In 2017 Avery starred in Lost in London opposite Woody Harrelson and Owen Wilson. It was the first film ever to broadcast live into movie theatres worldwide as it was shot in real time. The film was captured in one take using 24 shooting locations and included car and foot chase scenes.

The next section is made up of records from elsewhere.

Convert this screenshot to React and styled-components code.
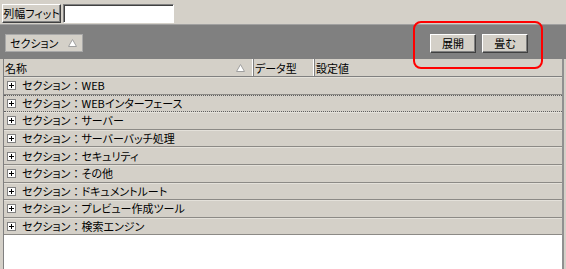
import React from 'react'
import styled, { createGlobalStyle } from 'styled-components'

const Global = createGlobalStyle`
  html, body { margin: 0; padding: 0; background: #d4d0c8; }
  * { box-sizing: border-box; }
`

const sections = [
  'WEB',
  'WEBインターフェース',
  'サーバー',
  'サーバーバッチ処理',
  'セキュリティ',
  'その他',
  'ドキュメントルート',
  'プレビュー作成ツール',
  '検索エンジン',
]

function PlusBox() {
  return (
    <svg width="9" height="9" viewBox="0 0 9 9">
      <rect x="0.5" y="0.5" width="8" height="8" fill="#fff" stroke="#808080" />
      <path d="M2 4.5h5M4.5 2v5" stroke="#000" />
    </svg>
  )
}

function Triangle() {
  return (
    <svg width="9" height="8" viewBox="0 0 9 8">
      <path d="M4.5 0.5L8.5 7.5H0.5Z" fill="#fff" stroke="#a0a0a0" />
    </svg>
  )
}

function App() {
  return (
    <Page>
      <Global />
      <TopBar>
        <ClassicButton width={59}>列幅フィット</ClassicButton>
        <Field />
      </TopBar>
      <Toolbar>
        <GroupChip>
          <span>セクション</span>
          <Triangle />
        </GroupChip>
        <ButtonGroup>
          <ClassicButton width={46}>展開</ClassicButton>
          <ClassicButton width={46}>畳む</ClassicButton>
        </ButtonGroup>
        <Highlight />
      </Toolbar>
      <Grid>
        <Header>
          <HeadCell width={250}>
            <span>名称</span>
            <Triangle />
          </HeadCell>
          <HeadCell width={61}>データ型</HeadCell>
          <HeadCell>設定値</HeadCell>
        </Header>
        {sections.map((name, i) => (
          <Row key={name} focused={i === 1}>
            <PlusBox />
            <RowLabel>
              セクション<Colon>：</Colon>{name}
            </RowLabel>
          </Row>
        ))}
      </Grid>
    </Page>
  )
}

export default App

const Page = styled.div`
  width: 566px;
  height: 269px;
  overflow: hidden;
  background: #d4d0c8;
  font-family: "Noto Sans CJK JP", "Liberation Sans", sans-serif;
  font-feature-settings: "palt";
  font-size: 11px;
  color: #000;
  white-space: nowrap;
  display: flex;
  flex-direction: column;
`

const TopBar = styled.div`
  height: 24px;
  display: flex;
  align-items: center;
  gap: 2px;
  padding: 2px 0 0 2px;
`

const ClassicButton = styled.div`
  width: ${p => p.width}px;
  height: 19px;
  display: flex;
  align-items: center;
  justify-content: center;
  background: #d4d0c8;
  border-top: 1px solid #fff;
  border-left: 1px solid #fff;
  border-right: 1px solid #404040;
  border-bottom: 1px solid #404040;
  box-shadow: inset -1px -1px 0 #808080;
  font-size: 11px;
  line-height: 1;
`

const Field = styled.div`
  width: 111px;
  height: 19px;
  background: #fff;
  border-top: 1px solid #808080;
  border-left: 1px solid #808080;
  border-right: 1px solid #fff;
  border-bottom: 1px solid #fff;
  box-shadow: inset 1px 1px 0 #404040;
`

const Toolbar = styled.div`
  position: relative;
  height: 35px;
  background: #808080;
  border-top: 1px solid #a0a0a0;
  display: flex;
  align-items: center;
  justify-content: space-between;
  padding: 0 38px 0 5px;
`

const GroupChip = styled.div`
  width: 78px;
  height: 18px;
  background: #d4d0c8;
  border: 1px solid #a8a8a8;
  display: flex;
  align-items: center;
  justify-content: space-between;
  padding: 0 5px 0 4px;
  margin-top: 1px;
`

const ButtonGroup = styled.div`
  display: flex;
  gap: 6px;
  margin-top: 3px;
`

const Highlight = styled.div`
  position: absolute;
  left: 413px;
  top: -4px;
  width: 130px;
  height: 48px;
  border: 2px solid #f00;
  border-radius: 8px;
  pointer-events: none;
`

const Grid = styled.div`
  flex: 1;
  margin: 0 2px 0 3px;
  background: #fff;
  border-left: 1px solid #808080;
  border-right: 2px solid #909090;
  display: flex;
  flex-direction: column;
`

const Header = styled.div`
  height: 18px;
  display: flex;
  background: #d4d0c8;
  border-bottom: 1px solid #808080;
`

const HeadCell = styled.div`
  ${p => (p.width ? `width: ${p.width}px;` : 'flex: 1;')}
  display: flex;
  align-items: center;
  justify-content: space-between;
  padding: 0 8px 0 1px;
  border-right: 1px solid #808080;
  box-shadow: inset -1px 0 0 #fff;
  font-size: 11px;
  &:last-child { border-right: none; box-shadow: none; }
`

const Row = styled.div`
  height: 17.6px;
  display: flex;
  align-items: center;
  gap: 6px;
  padding-left: 3px;
  background: #d4d0c8;
  border-top: 1px ${p => (p.focused ? 'dotted #606060' : 'solid #e4e1da')};
  border-bottom: 1px ${p => (p.focused ? 'dotted #606060' : 'solid #8c8a86')};
`

const RowLabel = styled.span`
  font-size: 11px;
  line-height: 1;
`

const Colon = styled.span`
  font-feature-settings: normal;
`
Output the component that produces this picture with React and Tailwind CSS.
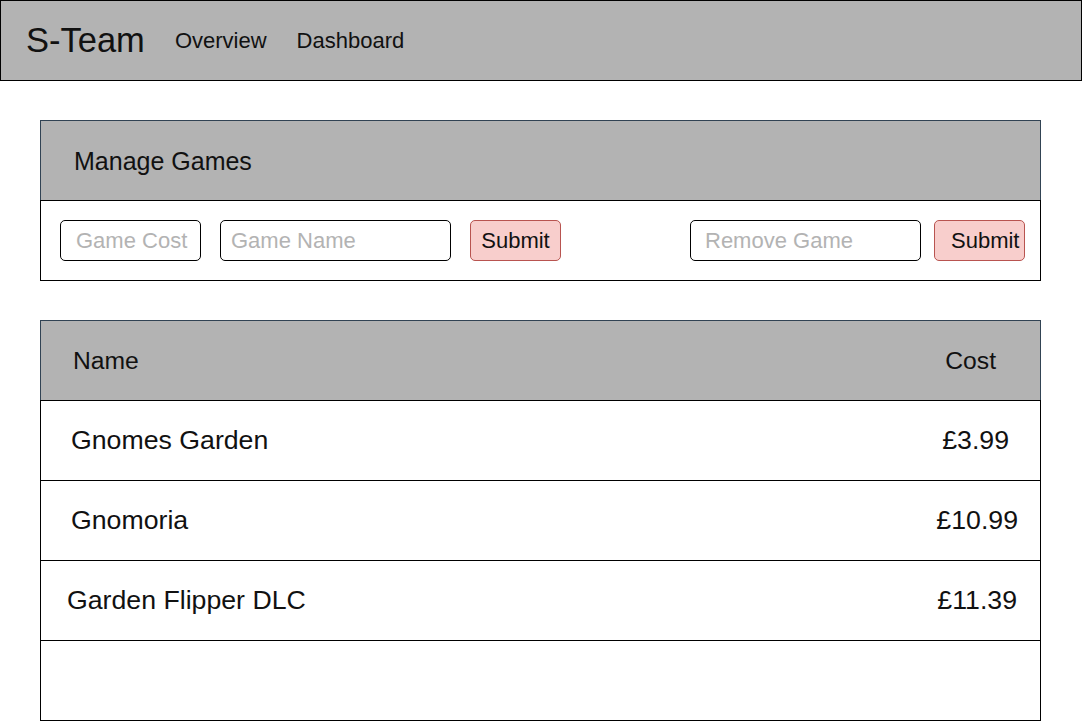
import React from 'react'

const GAMES = [
  { name: "Gnomes Garden", cost: "£3.99", cls: "pl-[30px] pr-[31px]" },
  { name: "Gnomoria", cost: "£10.99", cls: "pl-[30px] pr-[22px]" },
  { name: "Garden Flipper DLC", cost: "£11.39", cls: "pl-[26px] pr-[23px]" },
]

export default function App() {
  return (
    <div className="min-h-screen bg-white text-[#111] font-['Liberation_Sans',Arial,sans-serif]">
      {/* Top bar */}
      <nav className="h-[81px] w-[1082px] bg-[#b3b3b3] border border-black flex items-center pl-[25px]">
        <span className="text-[34.5px] leading-none mr-[30px]">S-Team</span>
        <span className="text-[22px] leading-none mr-[30px]">Overview</span>
        <span className="text-[22px] leading-none">Dashboard</span>
      </nav>

      <main className="px-[40px] pt-[39px] w-[1081px]">
        {/* Manage Games */}
        <section className="w-[1001px]">
          <div className="h-[80px] bg-[#b3b3b3] border-t border-x border-[#314354] flex items-center pl-[33px] pt-[2px]">
            <h2 className="text-[25px] leading-none">Manage Games</h2>
          </div>
          <div className="h-[81px] border border-black flex items-center pl-[19px]">
            <input
              placeholder="Game Cost"
              className="w-[141px] h-[41px] border border-black rounded-[5px] pl-[15px] pr-[1px] text-[22px] placeholder:text-[#b3b3b3] outline-none"
            />
            <input
              placeholder="Game Name"
              className="ml-[19px] w-[231px] h-[41px] border border-black rounded-[5px] px-[10px] text-[22px] placeholder:text-[#b3b3b3] outline-none"
            />
            <button className="ml-[19px] w-[91px] h-[41px] bg-[#f8cecc] border border-[#b85450] rounded-[5px] text-[22px]">
              Submit
            </button>
            <input
              placeholder="Remove Game"
              className="ml-[129px] w-[231px] h-[41px] border border-black rounded-[5px] px-[14px] text-[22px] placeholder:text-[#b3b3b3] outline-none"
            />
            <button className="ml-[13px] w-[91px] h-[41px] bg-[#f8cecc] border border-[#b85450] rounded-[5px] text-[22px] pl-[16px] text-left whitespace-nowrap overflow-hidden">
              Submit
            </button>
          </div>
        </section>

        {/* Games table */}
        <section className="w-[1001px] mt-[39px]">
          <div className="h-[80px] bg-[#b3b3b3] border-t border-x border-[#314354] flex items-center justify-between pl-[32px] pr-[44px] pt-[2px]">
            <span className="text-[24.7px] leading-none">Name</span>
            <span className="text-[24.7px] leading-none">Cost</span>
          </div>
          <div className="border-x border-t border-black">
            {GAMES.map(g => (
              <div key={g.name} className={`h-[80px] border-b border-black flex items-center justify-between ${g.cls}`}>
                <span className="text-[26.7px] leading-none">{g.name}</span>
                <span className="text-[26.7px] leading-none">{g.cost}</span>
              </div>
            ))}
            <div className="h-[80px] border-b border-black" />
          </div>
        </section>
      </main>
    </div>
  )
}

Deadline announced in December 2022 that Avery would be joining the cast of MGM+’s and Sky's second season of Domina playing the role of Domitius.

== Filmography ==

===Television===

| Year | Title | Role | Notes |
| 2009 | Sofia's Diary | Flex | 2 episodes |
| 2010 | Missing | Pete Walsh | Episode 2.2 |
| Coming Up – DIP | Theo | Episode 8.7 |
| 2012 | Brothers With No Game | Marcus Graham | 14 episodes (Seasons 1 & 2) |
| Pini | Dave | Episode "Gorillas in the Mist" |
| 2013 | Doctor Who | Fabian | Episode "The Name of the Doctor" |
| The Dumping Ground | Kingsley Jackson | 2 Episodes "S.O.S" & "Jody in Wonderland". |
| 2014 | 24: Live Another Day | Donny | 2 episodes |
| 2015 | Spotless | Yilmaz | Episode 1.7 |
| 2016 | The Night Manager | Freddie Hamid | 2 episodes |
| Doctors | Jake Ashby | Episode "Promises, Promises" |
| Borderline | Tariq Mansoor | 6 episodes |
| The Dumping Ground | Kingsley Jackson | Episode "Two For Joy" |
| 2017 | Liar | Officer Brown | 2 episodes |
| Cormoran Strike | Nico Kolovas-Jones | 2 episodes "The Cuckoo's Calling" |
| Borderline | Tariq Mansoor | 6 episodes |
| 2018 | Troy: Fall of a City | Xanthius | 7 episodes |
| Urban Myths | Freddie Mercury | Episode: "Backstage at Live Aid" |
| 2019 | Urban Myths | Freddie Mercury | Episode: "Princess Diana, Freddie And Kenny – One Normal Night" |
| London Kills | Alex Barker | Episode: "Sex Games" |
| Gold Digger | Zac | Episode: "Her Daughter" |
| Man Like Mobeen | Cal | Episode: "Return of the Pack" |
| 2020 | Bancroft | Det. Sup. Jake Harper | 3 episodes |
| Man Like Mobeen | Cal | Episode: "You Reap What You Sow" |
| Gangs of London | Anthony | 4 episodes |
| 2021 | We Are Lady Parts | Abdullah | 5 episodes |
| Stath Lets Flats | Bambos | 2 episodes |
| 2023 | Liaison (TV series) | Charlie Drummond | 3 episodes |
| Domina | Domitius | 8 episodes |
| 2025 | Death in Paradise | Dale Buckingham | 1 episode |
| How Are You? It's Alan (Partridge) | Craig Gardner | 1 episode |

===Film===

| Year | Title | Role | Notes |
| 2010 | Fit | Marios | Nominated – Grand Prize Chéries-Chéris – Feature Film |
| 2011 | The Inbetweeners Movie | Nicos | Won – Empire Award – Best Comedy Nominated – Empire Award – Best British Film Nominated – Evening Standard British Film Award – Blockbuster of the Year |
| 2013 | Starred Up | Ashley | Won – BAFTA Awards, Scotland – Best Feature Film Nominated – British Independent Film Awards – Best British Independent Film |
| 2015 | Drift | Bisher | Won – Best Drama at Portobello Film Festival |
| Kill Your Friends | Fisher |  |
| 2016 | Criminal | Kebab Clerk |  |
| Mona | Frasier | Won – Grand Prize at Luxor Film Festival |
| 2017 | Lost in London | Sayed | Won - Team of the Year Award 2018 / PGGB |

== Awards ==

Screen Nation Digital-iS Awards – Favourite Web Series Ensemble – Brothers With No Game

LA Web Festival 2013 – Brothers With No Game – Winner Outstanding Ensemble David Avery, Jay Marsh, Zephryn Taitte and Isaac Sosanya.